Excerpt from Adirondack Moon
I’m having a rather good time posting excerpts from some of my novels-in-the-works. This is a story called Adirondack Moon likely to be released in the fall of the year.
Success wasn’t supposed to feel like this…flat, empty, meaningless.
Eli Cameron passed a twenty to the cab driver and stepped out into the foggy drizzle. The cold spring mist enveloped the night, casting golden coronas around the streetlights. The three-story brownstone looked cold and empty, no light coming from the elongated windows that yawned beside the wide stone stoop. He took the stairs two at a time, unlocked the large oak door and hurried inside to escape the chill.
Eli’s second novel had been sold to a publisher and tonight there had been a celebration party in his honor. He should still be at Mark’s house, partying, but he had feigned exhaustion and left. Although he was the center of attention, surrounded by his friends, and a cadre of people from his writer’s group, Eli had felt totally alone. Even the champagne had tasted bitter.
Water dripped from his raincoat as he flung it over the banister and turned on the hall light, illuminating the ornately carved staircase and the wainscoted walls of the entryway. He toed off his shoes and walked into the kitchen, opened the refrigerator and took out a beer. Popping the top, he nudged the refrigerator door closed with his hip and took a long drink of the icy cold brew.
Rubbing his palm against his chest, he tried to soothe the dull ache inside, turned and walked into the livingroom and sat down on the buttery-soft, leather couch. He looked around the room, at the rich chocolate-brown walls, the bright, clean white paint of the woodwork, the leather and wood and soft, expensive fabrics. Such a contrast to the ramshackle old Victorian house he grew up in with its crumbly linoleum on the kitchen floor, the scratched hardwood floors, the stained and sagging furniture. It had been home, nonetheless.

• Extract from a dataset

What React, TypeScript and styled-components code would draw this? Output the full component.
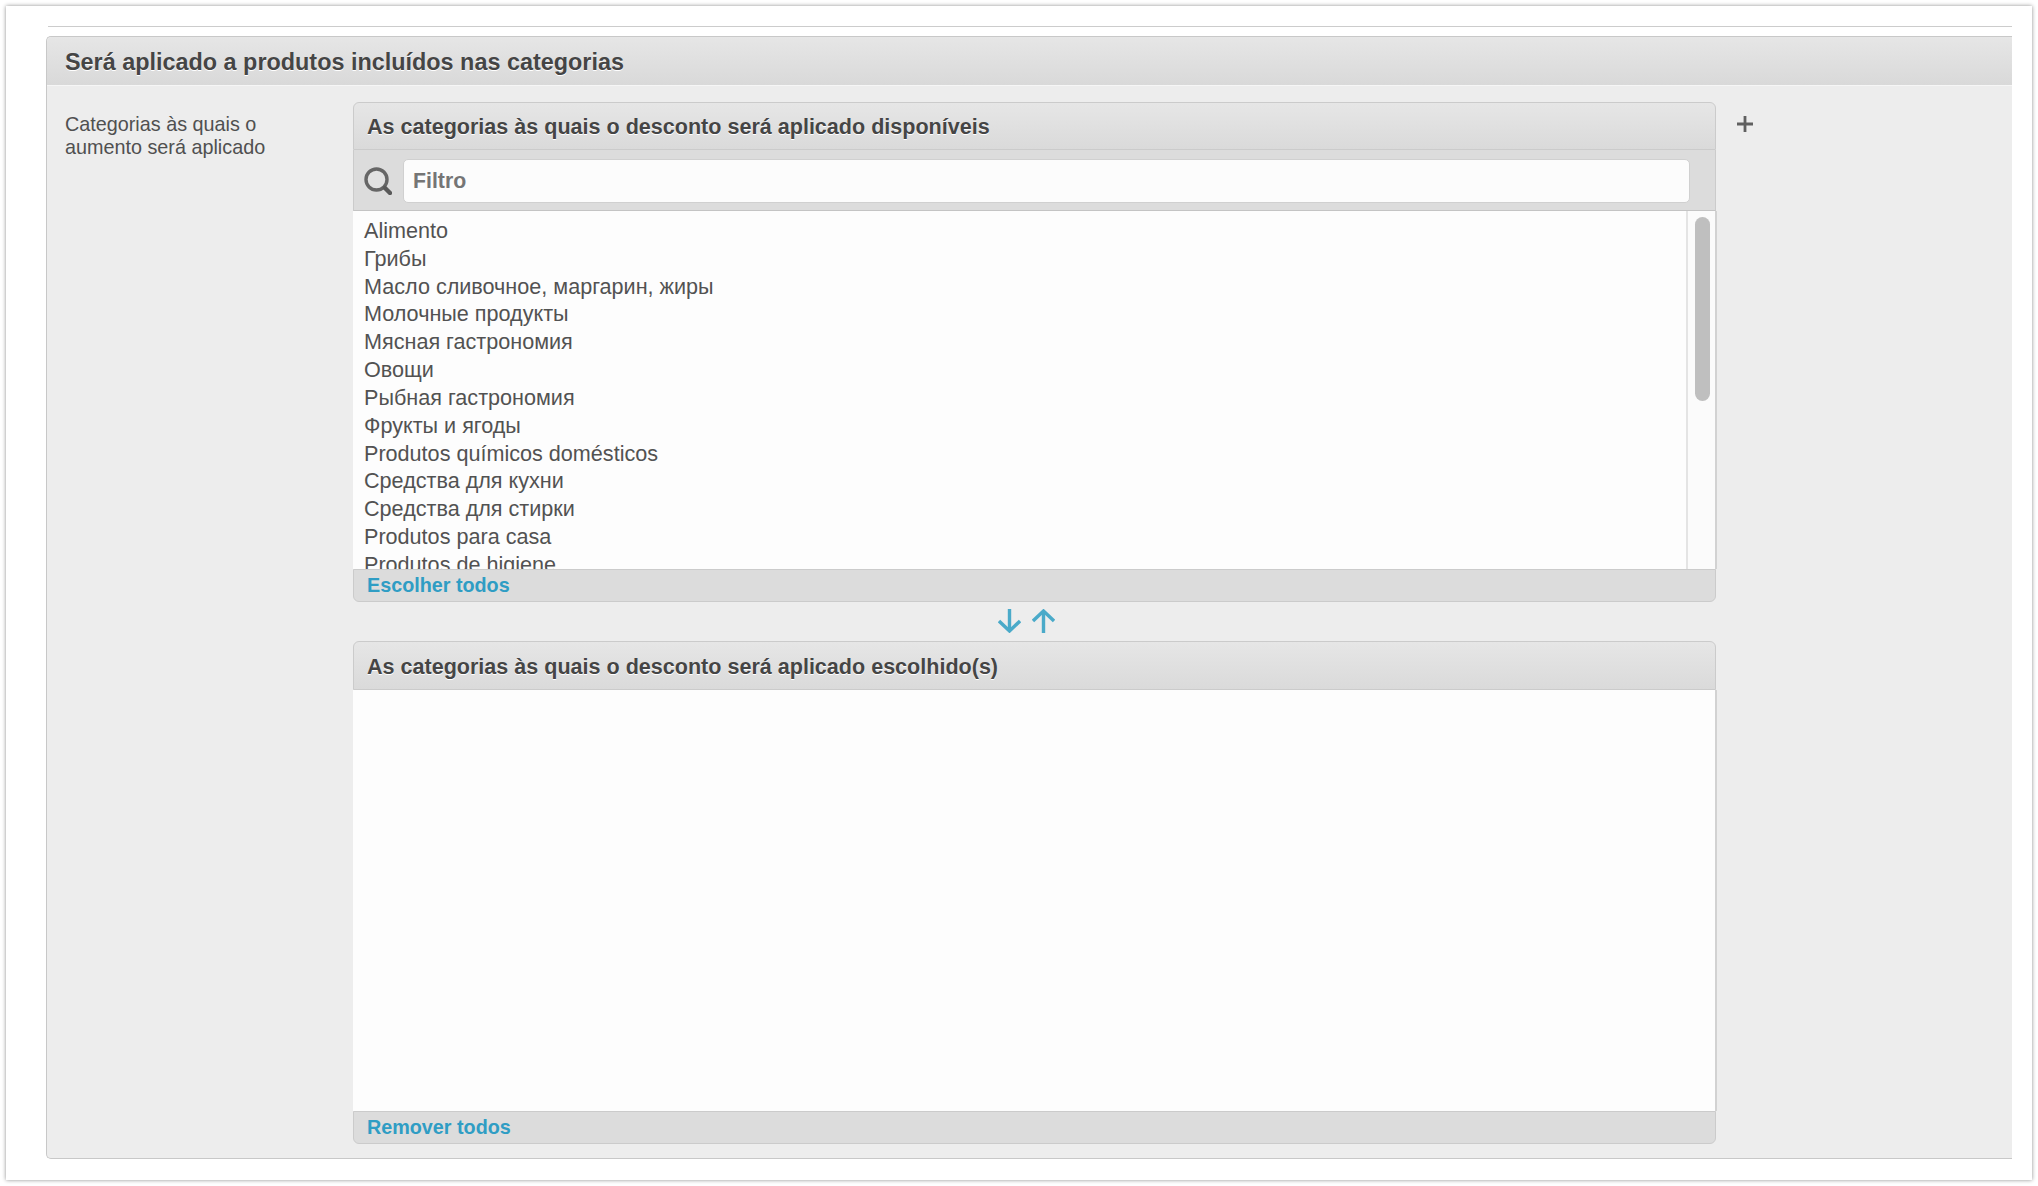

The note he’d scribbled only minutes before leaving for his party sat on the coffee table, bearing the name of the woman he was supposed to call. A hospice worker. His hands shook while he’d written it down, listening to Ben’s voice as he told him that his father was sick.
Why hadn’t his father told him? Eli drove up north to his father’s house almost every weekend. The three hour drive on Saturday morning was a ritual that Eli looked forward to each week. Arriving just in time for his father’s first coffee, they would spend the day working on old cars, restoring them for his father to sell. Eli had learned everything he knew about cars standing at his father’s side since he was six years old.
Had he missed the signs of his father’s illness in the last few months? If he’d seen something, gotten his father to a doctor sooner, would he have had a chance against the cancer that was eating away at his stomach? Jesus!
Eli finished the beer in his hand, stood, crushed the can and sent it hurling against the wall. The explosion of anger did nothing to release the fear clawing at his heart. Helplessness was never a part of Eli’s world until now. He fixed things. That was what he did, who he was. But this…
Taking in a deep breath to settle himself he walked over to the window, stood there, thinking. He needed a plan, and he needed information. If they were going to fight this thing, he would have to find out everything he could about the disease. The internet would provide him with the details, but for now, getting an accurate diagnosis was paramount.
Needing to move, to do something, he went upstairs to pack a bag. Stuffing enough clothes into his suitcase to last a week, he grabbed his keys and closed up the house. Revving up the engine on his sixty-seven Shelby Mustang, he pulled out of the garage onto the quiet street.
Rain fell harder now, fog drifting along the highway in patches. It was crazy to drive up the Northway at this time of night scanning the road for deer. But it didn’t matter, he needed to get home.